For regression problems, where the model predicts a continuous value, the most frequently used loss functions are those that measure the magnitude of prediction errors. One of the most popular is the mean squared error, which emphasizes larger errors more due to squaring the difference between predicted and actual values. This is particularly useful when large errors are undesirable and need to be penalized heavily. However, this also makes it sensitive to outliers. Another common option is mean absolute error, which treats all errors equally by using the absolute difference. It is more robust to outliers and is useful when you want a more balanced view of prediction errors. Huber loss is often seen as a compromise between these two. It behaves like mean squared error for small errors and like mean absolute error for large errors, offering both sensitivity and robustness.

Classification Loss Functions

In classification problems, the model aims to assign input data to a set of predefined categories. Binary classification tasks, where there are only two classes, often use binary cross-entropy. This loss function compares the predicted probability of belonging to a class with the actual class and penalizes wrong predictions more severely when the model is confident but wrong. When the task involves multiple classes, categorical cross-entropy is commonly used. This loss function is effective when class labels are represented using one-hot encoding. For scenarios where class labels are represented as integers, sparse categorical cross-entropy is more efficient and requires less memory. Hinge loss, another classification loss, is mainly used with support vector machines. It pushes the model not only to classify correctly but to do so with a wide margin, increasing the model’s confidence and robustness.

Ranking Loss Functions

Ranking loss functions are used in tasks where the objective is to rank items or evaluate similarity rather than assign a specific label. These are especially useful in recommendation systems, search engines, and face recognition systems. Hinge ranking loss ensures that relevant items are scored higher than irrelevant ones. Contrastive loss is often used in Siamese neural networks, which compare pairs of inputs to determine similarity. This function encourages the model to bring similar examples closer together in the feature space and push dissimilar ones apart. Triplet loss extends this idea further by using three examples at a time: an anchor, a positive example similar to the anchor, and a negative example that is different. The model is trained to reduce the distance between the anchor and the positive example while increasing the distance between the anchor and the negative one. This is particularly useful in metric learning tasks such as face verification and image retrieval.

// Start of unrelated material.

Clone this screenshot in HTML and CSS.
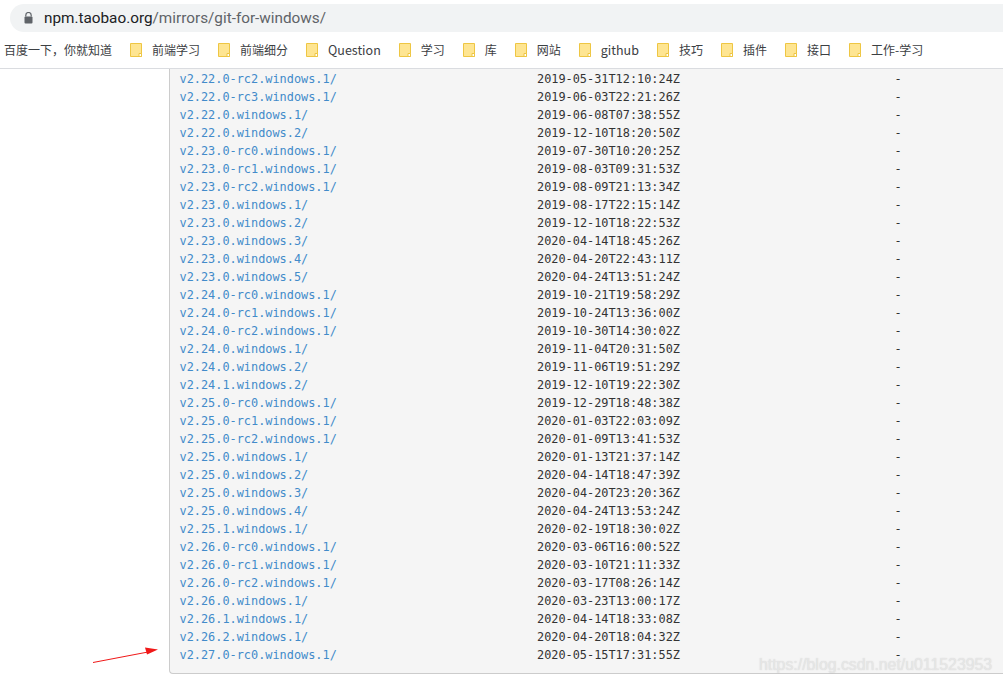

Custom and Domain-Specific Loss Functions

Beyond the standard categories, there are domain-specific and custom loss functions designed for specialized tasks. These functions address unique challenges such as class imbalance, pixel-level predictions, or non-standard data distributions. For example, dice loss is frequently used in image segmentation tasks where the goal is to measure the overlap between predicted masks and actual segmentations. It is especially effective when the target objects are small relative to the entire image. Focal loss is designed to handle class imbalance by focusing training more on hard-to-classify examples and less on those that are already correctly classified. This makes it well-suited for object detection tasks where background classes vastly outnumber foreground objects. Tweedie loss is used in fields like insurance and actuarial science where the target variable can have characteristics of both discrete and continuous distributions. It models a family of distributions that include Poisson, Gamma, and normal, offering flexibility in predictive modeling.

Choosing the Right Loss Function

When selecting a loss function, it’s important to consider the specific goals and constraints of your machine learning task. For regression tasks, mean squared error is often a good starting point, but it may need to be replaced by mean absolute error or Huber loss when dealing with outliers. For classification tasks, binary cross-entropy is appropriate for two-class problems, while categorical or sparse categorical cross-entropy are better for multi-class settings. If you’re working with highly imbalanced datasets, focal loss can improve performance. In scenarios that require similarity learning or ordering, such as product recommendations or image retrieval, contrastive and triplet loss offer more appropriate feedback than traditional classification losses.

The Evolving Role of Loss Functions

As machine learning continues to evolve, so do the complexities of the tasks at hand. This has led to the rise of customized loss functions tailored to business needs and model goals. In practice, experimenting with different loss functions and monitoring their impact on validation performance is a common strategy. Sometimes, combining multiple loss functions or modifying an existing one can yield superior results. For instance, in multitask learning, a model may be trained to minimize a weighted sum of classification and regression loss functions simultaneously.

Importance of Understanding Loss Functions

A deep understanding of loss functions is vital for any machine learning practitioner. The choice of loss function not only influences model performance but also aligns the learning process with the real-world objectives of the task. It acts as the translator between what the model predicts and what is actually expected. Misalignment here can lead to poor model generalization and unexpected behavior in production.

Conclusion

In summary, loss functions are the backbone of model training in machine learning. They help determine how well a model is performing and guide its learning process. Different tasks require different loss functions, and selecting the right one can make the difference between a mediocre model and a highly effective one. By understanding the nature of the task, the structure of your data, and the implications of each loss function, you can make more informed decisions that ultimately lead to better and more reliable machine learning systems.